I went through a metamorphosis when I was 16. I was terribly shy as a kid. Lacking in self-confidence. I never excelled at anything at school, sport or academic. Then one night I went along to the town hall to wait for my best friend while he was doing a rehearsal for this musical, Carousel. I stood at the back watching people with regular nine-to-five jobs throw themselves into this thing with great passion. Then someone asked if I was interested in joining and I heard myself saying yes.
A few weeks later I was asked to stand up, hold hands with this very attractive girl and walk from up stage left to down stage right. Everyone else was sat round the edge watching. I almost convinced myself that I couldn’t do it. But I did it, and by the time I reached the other end of the stage, I know it sounds laughable, but I was a different person. Over the next few weeks that discovery of drama absolutely, fundamentally changed my life, and gave me a confidence and self-belief I’d never had before.

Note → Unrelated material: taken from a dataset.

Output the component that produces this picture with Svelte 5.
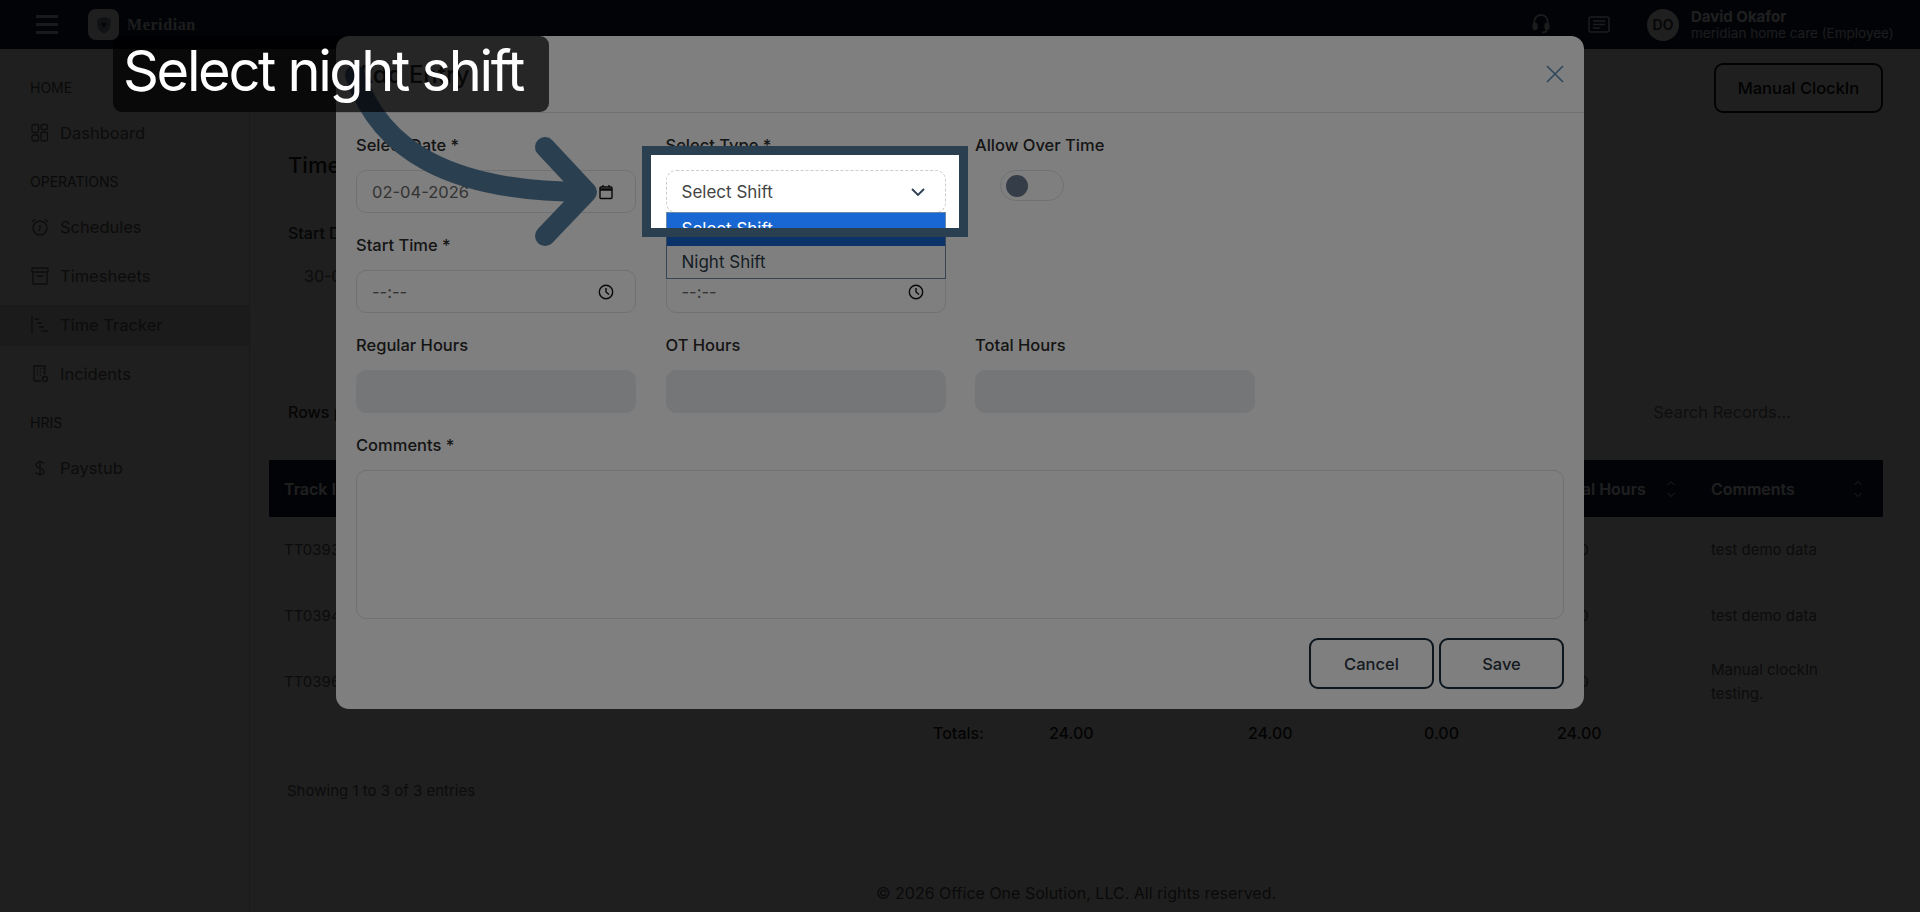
<script>
  const sections = [
    { title: 'HOME', items: [{ name: 'Dashboard', icon: 'dash' }] },
    { title: 'OPERATIONS', items: [
      { name: 'Schedules', icon: 'alarm' },
      { name: 'Timesheets', icon: 'box' },
      { name: 'Time Tracker', icon: 'gantt', active: true },
      { name: 'Incidents', icon: 'building' }
    ] },
    { title: 'HRIS', items: [{ name: 'Paystub', icon: 'dollar' }] }
  ];
  const columns = ['Track ID', 'Date', 'Start Time', 'End Time', 'Hours', 'Regular Hours', 'OT Hours', 'Total Hours', 'Comments'];
  const rows = [
    { id: 'TT0393', total: '8.00', comment: 'test demo data' },
    { id: 'TT0394', total: '8.00', comment: 'test demo data' },
    { id: 'TT0396', total: '8.00', comment: 'Manual clockIn testing.' }
  ];
</script>

<div class="shell">
  <header class="topbar">
    <div class="burger"><span></span><span></span><span></span></div>
    <div class="logo">
      <svg viewBox="0 0 24 24" width="20" height="22"><path d="M12 2l8 3v7c0 5-3.500 8-8 10-4.500-2-8-5-8-10V5z" fill="#8a93a8"/><path d="M12 15l-3-3a2 2 0 0 1 3-2.500 2 2 0 0 1 3 2.500z" fill="#2a3450"/></svg>
    </div>
    <span class="brand">Meridian</span>
    <div class="top-right">
      <svg class="headset" viewBox="0 0 18 22" width="18" height="21" fill="none" stroke="#e6e6e6" stroke-width="1.800"><path d="M2 12V8a7 7 0 0 1 14 0v4"/><rect x="1" y="10" width="3.500" height="6" rx="1.500" fill="#e6e6e6"/><rect x="13.500" y="10" width="3.500" height="6" rx="1.500" fill="#e6e6e6"/><path d="M15 16c0 2.500-2 3.500-5 3.500"/></svg>
      <svg class="msg" viewBox="0 0 22 17" width="22" height="17" fill="none" stroke="#e6e6e6" stroke-width="1.500"><rect x="1" y="1" width="20" height="15" rx="2"/><path d="M5 5h12M5 8.500h12M5 12h7"/></svg>
      <div class="avatar">DO</div>
      <div class="who"><strong>David Okafor</strong><small>meridian home care (Employee)</small></div>
    </div>
  </header>

  <div class="layout">
    <aside class="sidebar">
      {#each sections as s}
        <div class="sec-title">{s.title}</div>
        {#each s.items as it}
          <div class="nav" class:active={it.active}>
            <svg viewBox="0 0 20 20" width="20" height="20" fill="none" stroke="#666" stroke-width="1.300">
              {#if it.icon === 'dash'}
                <rect x="2" y="1.500" width="6.500" height="8" rx="1.500"/><rect x="11" y="1.500" width="6.500" height="5" rx="1.500"/><rect x="2" y="12" width="6.500" height="6" rx="1.500"/><rect x="11" y="9" width="6.500" height="9" rx="1.500"/>
              {:else if it.icon === 'alarm'}
                <circle cx="10" cy="11" r="7"/><path d="M10 8v3l-1 3M2 5l3-3M18 5l-3-3"/>
              {:else if it.icon === 'box'}
                <path d="M2 2h16v4H2zM3 6v12h14V6M7 10h6"/>
              {:else if it.icon === 'gantt'}
                <path d="M2 1v18M5 4h4M7 8h5M9 12h5M11 16h7"/>
              {:else if it.icon === 'building'}
                <path d="M4 17V2h11v9M4 17h7M7 5h1M10 5h1M13 5h1M7 8h1M10 8h1M13 8h1M7 11h1M10 11h1"/><circle cx="15" cy="15" r="2.500"/>
              {:else}
                <path d="M14 5.500C13 3.500 6 3.500 6 7c0 4 8 2.500 8 6.500 0 3.500-7 3.500-8.500 1M10 2v16"/>
              {/if}
            </svg>
            <span>{it.name}</span>
          </div>
        {/each}
      {/each}
    </aside>

    <main class="main">
      <div class="actions"><button class="clock">Manual ClockIn</button></div>
      <h2>Time Tracker</h2>
      <div class="filter-label">Start Date</div>
      <div class="filter-value">30-01-2026</div>
      <div class="toolbar"><span class="rows-label">Rows per page</span><span class="search">Search Records...</span></div>
      <table>
        <colgroup>
          <col style="width:211px"/><col style="width:220px"/><col style="width:218px"/><col style="width:116px"/>
          <col style="width:199px"/><col style="width:176px"/><col style="width:133px"/><col style="width:154px"/><col style="width:187px"/>
        </colgroup>
        <thead>
          <tr>
            {#each columns as c}
              <th><div class="th"><span>{c}</span><svg viewBox="0 0 10 20" width="10" height="20" fill="none" stroke="#fff" stroke-width="1"><path d="M1.500 6L5 2.500 8.500 6M1.500 14L5 17.500 8.500 14"/></svg></div></th>
            {/each}
          </tr>
        </thead>
        <tbody>
          {#each rows as r}
            <tr>
              <td>{r.id}</td><td></td><td></td><td></td><td></td><td></td><td></td>
              <td>{r.total}</td><td>{r.comment}</td>
            </tr>
          {/each}
          <tr class="totals">
            <td></td><td></td><td></td><td>Totals:</td><td>24.00</td><td>24.00</td><td>0.00</td><td>24.00</td><td></td>
          </tr>
        </tbody>
      </table>
      <div class="showing">Showing 1 to 3 of 3 entries</div>
      <footer>© 2026 Office One Solution, LLC. All rights reserved.</footer>
    </main>
  </div>

  <div class="backdrop"></div>

  <section class="modal">
    <div class="modal-head">
      <span class="title">Add Entry</span>
      <svg viewBox="0 0 20 20" width="20" height="20" fill="none" stroke="#5f8fb5" stroke-width="1.700"><path d="M2 2l16 16M18 2L2 18"/></svg>
    </div>
    <div class="modal-body">
      <div class="form">
        <div class="field">
          <label>Select Date *</label>
          <div class="input"><span>02-04-2026</span>
            <svg viewBox="0 0 16 16" width="16" height="16" fill="none" stroke="#111" stroke-width="1.400"><rect x="2" y="3" width="12" height="11.500" rx="1"/><path d="M2 5.500h12" stroke-width="2.500"/><path d="M5 1v2M11 1v2"/></svg>
          </div>
        </div>
        <div class="field select-field">
          <label>Select Type *</label>
          <div class="select"><span>Select Shift</span>
            <svg viewBox="0 0 14 8" width="14" height="8" fill="none" stroke="#2c3e50" stroke-width="1.800"><path d="M1 1l6 6 6-6"/></svg>
          </div>
          <div class="dropdown">
            <div class="opt on">Select Shift</div>
            <div class="opt">Night Shift</div>
          </div>
        </div>
        <div class="field">
          <label>Allow Over Time</label>
          <div class="switch"><i></i></div>
        </div>
        <div></div>

        <div class="field">
          <label>Start Time *</label>
          <div class="input"><span>--:--</span>
            <svg viewBox="0 0 16 16" width="16" height="16" fill="none" stroke="#111" stroke-width="1.400"><circle cx="8" cy="8" r="6.700"/><path d="M8 4v4l3 2.500"/></svg>
          </div>
        </div>
        <div class="field">
          <label>End Time *</label>
          <div class="input"><span>--:--</span>
            <svg viewBox="0 0 16 16" width="16" height="16" fill="none" stroke="#111" stroke-width="1.400"><circle cx="8" cy="8" r="6.700"/><path d="M8 4v4l3 2.500"/></svg>
          </div>
        </div>
        <div></div><div></div>

        <div class="field"><label>Regular Hours</label><div class="input off"></div></div>
        <div class="field"><label>OT Hours</label><div class="input off"></div></div>
        <div class="field"><label>Total Hours</label><div class="input off"></div></div>
        <div></div>
      </div>
      <label>Comments *</label>
      <div class="textarea"></div>
      <div class="btns"><button>Cancel</button><button>Save</button></div>
    </div>
  </section>

  <div class="spot"></div>

  <svg class="arrow" viewBox="0 0 1920 912" width="1920" height="912" fill="none" stroke="#2a3f50" stroke-width="20" stroke-linecap="round" stroke-linejoin="round">
    <path d="M355 75C380 150 450 192 585 192"/>
    <path d="M545 147L587 192 545 236"/>
  </svg>

  <div class="caption">Select night shift</div>
</div>

<style>
  :global(body) { margin: 0; overflow: hidden; }
  .shell { position: relative; width: 1920px; height: 912px; overflow: hidden; background: #fff; font-family: Inter, "Liberation Sans", sans-serif; color: #444; font-size: 16px; }

  .topbar { height: 49px; background: #161c40; display: flex; align-items: center; box-sizing: border-box; padding-left: 36px; color: #fff; }
  .burger { width: 22px; display: flex; flex-direction: column; gap: 5px; margin-right: 30px; }
  .burger span { height: 3px; background: #c9ccd6; }
  .logo { width: 31px; height: 31px; border-radius: 8px; background: #fff; display: flex; align-items: center; justify-content: center; margin-right: 8px; }
  .brand { font-family: "Liberation Serif", serif; font-weight: 700; font-size: 16px; letter-spacing: .6px; color: #e8e8e8; }
  .top-right { margin-left: auto; display: flex; align-items: center; padding-right: 32px; }
  .headset { margin-right: 38px; }
  .msg { margin-right: 37px; }
  .avatar { width: 32px; height: 32px; border-radius: 50%; background: #fff; color: #333; font-size: 14px; font-weight: 600; display: flex; align-items: center; justify-content: center; margin-right: 12px; }
  .who { display: flex; flex-direction: column; line-height: 16px; width: 197px; }
  .who strong { font-size: 15px; font-weight: 700; color: #fff; }
  .who small { font-size: 13.500px; color: #e4e4e4; white-space: nowrap; }

  .layout { display: flex; height: 863px; }
  .sidebar { width: 250px; flex: none; box-sizing: border-box; border-right: 1px solid #cfcfcf; padding-top: 28px; }
  .sec-title { padding-left: 30px; font-size: 14px; line-height: 22px; color: #555; margin-bottom: 13.500px; }
  .nav + .sec-title { margin-top: 17.500px; }
  .nav { height: 41px; margin-top: 8px; display: flex; align-items: center; gap: 10px; padding-left: 30px; color: #666; font-size: 16.500px; }
  .nav.active { background: #dcdcdc; }

  .main { flex: 1; min-width: 0; box-sizing: border-box; padding: 14px 37px 0 19px; }
  .actions { display: flex; justify-content: flex-end; margin-bottom: 38px; }
  .clock { width: 169px; height: 50px; background: none; border: 2px solid #111; border-radius: 9px; font: 500 16.500px Inter, sans-serif; color: #111; }
  h2 { margin: 0 0 42px 19px; font-size: 22px; line-height: 28px; font-weight: 500; color: #222; }
  .filter-label { margin-left: 19px; line-height: 24px; font-weight: 500; color: #333; margin-bottom: 19px; }
  .filter-value { margin-left: 35px; line-height: 24px; color: #666; }
  .toolbar { display: flex; justify-content: space-between; margin: 112px 92px 36px 19px; line-height: 24px; }
  .rows-label { font-weight: 500; color: #333; }
  .search { color: #777; font-size: 16.500px; }

  table { width: 1614px; table-layout: fixed; border-collapse: collapse; font-size: 15px; color: #666; }
  th { height: 57px; background: #161c40; color: #fff; padding: 0 20px 0 15px; text-align: left; font-weight: 600; font-size: 16px; box-sizing: border-box; }
  .th { display: flex; align-items: center; justify-content: space-between; white-space: nowrap; }
  td { height: 66px; padding: 0 15px; box-sizing: border-box; line-height: 24px; }
  .totals td { height: 36px; color: #222; font-weight: 500; font-size: 16px; }
  .showing { margin: 28px 0 0 18px; line-height: 24px; font-size: 15px; color: #666; }
  footer { margin-top: 78px; line-height: 24px; text-align: center; color: #555; font-size: 16px; }

  .backdrop { position: absolute; inset: 0; background: rgba(0, 0, 0, .757); }

  .modal { position: absolute; z-index: 1; left: 336px; top: 36px; width: 1248px; height: 673px; background: #fff; border-radius: 13px; }
  .modal-head { height: 76px; border-bottom: 1px solid #dee2e6; display: flex; align-items: center; justify-content: space-between; padding: 0 19px 0 20px; }
  .title { font-size: 24px; font-weight: 500; color: #333; }
  .modal-body { padding: 22px 20px 0; }
  .form { display: grid; grid-template-columns: repeat(4, 280px); column-gap: 29.500px; row-gap: 22px; margin-bottom: 22px; }
  .field { position: relative; }
  label { display: block; height: 20px; line-height: 20px; margin-bottom: 15px; font-size: 16.500px; font-weight: 500; color: #2a2a2a; }
  .input { height: 43px; box-sizing: border-box; border: 1px solid #dee2e6; border-radius: 10px; display: flex; align-items: center; justify-content: space-between; padding: 0 21px 0 15px; font-size: 16.500px; color: #666; }
  .input.off { background: #e9ecef; border-color: #e9ecef; }
  .select { height: 43px; box-sizing: border-box; border: 1px dashed #ccc; border-radius: 10px; display: flex; align-items: center; justify-content: space-between; padding: 0 20px 0 15px; font-size: 17px; color: #444; background: #fff; }
  .dropdown { position: absolute; z-index: 1; left: 0; right: 0; top: 77px; box-sizing: border-box; border: 1px solid #6a8aa8; background: #fff; font-size: 17px; color: #2a3a4a; }
  .opt { height: 32.500px; line-height: 32.500px; padding-left: 15px; }
  .opt.on { background: #1967d2; color: #fff; }
  .switch { width: 64px; height: 31px; margin: 4px 0 0 25px; box-sizing: border-box; border: 1px solid #dee2e6; border-radius: 16px; position: relative; }
  .switch i { position: absolute; left: 5px; top: 3.500px; width: 22px; height: 22px; border-radius: 50%; background: #6a7c90; }
  .textarea { height: 149px; box-sizing: border-box; border: 1px solid #dee2e6; border-radius: 10px; }
  .btns { display: flex; justify-content: flex-end; gap: 5px; margin-top: 19px; }
  .btns button { width: 125px; height: 51px; background: none; border: 2px solid #1b2b3a; border-radius: 9px; font: 500 16.500px Inter, sans-serif; color: #2a3540; }

  .spot { position: absolute; z-index: 2; left: 642px; top: 146px; width: 326px; height: 91px; box-sizing: border-box; border: 9.500px solid #2a3f50; box-shadow: 0 0 0 2000px rgba(0, 0, 0, .5); }
  .arrow { position: absolute; z-index: 3; left: 0; top: 0; }
  .caption { position: absolute; z-index: 4; left: 113px; top: 36px; width: 436px; height: 76px; box-sizing: border-box; padding-left: 10px; border-radius: 9px; background: rgba(0, 0, 0, .7); color: #fff; font-size: 56px; line-height: 70px; letter-spacing: -2.350px; white-space: nowrap; }
</style>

It must have been kind of weird for my parents – this kid who barely spoke and spent most of his time in his room drawing and sculpting monsters suddenly walks into the living room and bursts into You’ll Never Walk Alone. But I’d gone through a lot of phases by then. I was kind of lost. I’d come home and say, “This is it, I definitely want to work with animals,” and I’d get nothing but support. The next month I’d come home and say, “I’ve got to get into movie special effects. One life, one chance, that’s who I am.” And I’d get nothing but support. Then a few weeks later; “But the animals!” So I guess my parents just saw my passion for drama as the next thing. They never preached to me, they told me to go for everything. And for every show I ever did, I got a massive family turn out; aunts, uncles, cousins. All I remember from them is happiness and pride.
Comedy acting was never an interest or a strength. I was 24, 25 and I’d moved to London because I got a gig in the ensemble in Les Misérables. Chris Langham, at that time a very successful comic actor, was one of the stars, and he liked me and wrote a part for me in his new sitcom, Kiss Me Kate, with Caroline Quentin. I left Les Mis and within a few days I was at ITV studios filming this TV sitcom.
After that I did Smack the Pony and Hippies, with Simon Pegg and Sally Phillips. I did pause then actually. I was playing this big, dim character again. I didn’t want to be stuck doing the same shtick over and over. But it was work, and at that stage I wasn’t going to turn it down. But I always felt like an imposter in the comedy world. I’m not a comedian, I don’t write comedy, I don’t have comedy in my bones. I felt this pressure in press interviews to be extrovert, full of hilarious anecdotes. And that just wasn’t me.
I’m not someone who always wanted to have kids. I don’t know if I considered myself father material. This business – it’s a huge commitment. It gives you these massive highs and terrible lows. It’s not sanity-inducing. It’s a selfish, single-minded pursuit. And it doesn’t offer security. So it doesn’t add up naturally with having a family.